4月14日、国連人口基金(UNFPA)は「世界人口白書2021:私のからだは私のもの―からだの自己決定権を求めて」を発表した。その中で、開発途上国57カ国において約半数の女性が、パートナーとの性交渉、避妊薬・具の利用、ヘルスケアの3つの分野における決定権を真に享受できていないと訴えた。
「からだの自己決定権」とは、暴力を恐れたり、他人に決められたりすることなく、自分のからだに関することを自分自身で選択することと、その力を意味する。

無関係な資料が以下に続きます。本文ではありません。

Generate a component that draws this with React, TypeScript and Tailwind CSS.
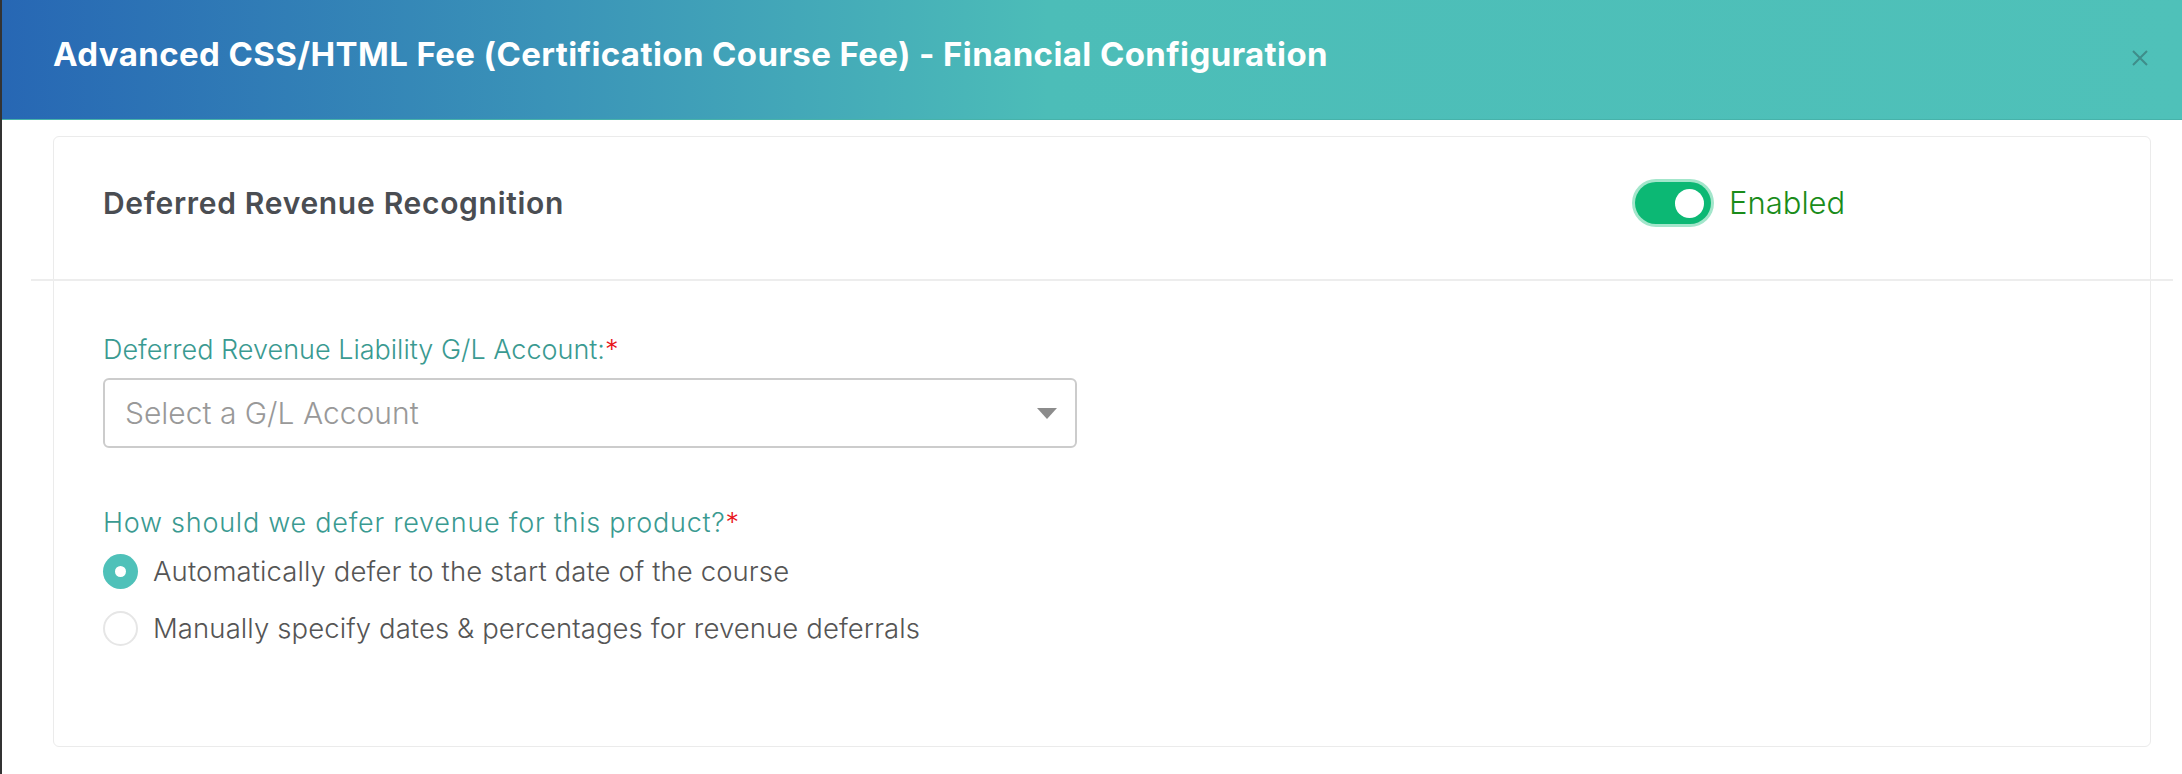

白書では、からだの自己決定権が損なわれると、女性と少女に深刻な被害を与えるだけでなく、経済的生産性とスキルの低下をもたらし、結果的にヘルスケアや司法制度に余分なコストが必要となる可能性があると報告している。
また、レイプ事件を起訴するための刑事司法制度が、処女検査を要求する場合がある―などの例をあげ、虐待に対処するための対応が、からだの自己決定権を侵害するさらなる暴力を引き起こすことになり得るとも言及し、真の解決策は、被害者のニーズと経験を考慮したものであるべきと訴えている。
UNFPA事務局長のナタリア・カネム氏は声明で「からだの自己決定権の否定は、女性と少女の基本的人権の侵害であり、不平等を拡大し、ジェンダーに基づく差別に起因する暴力を延々と固定化させるものです」「それは精神を崩壊させる程の脅威であり、阻止すべきものです」と述べた。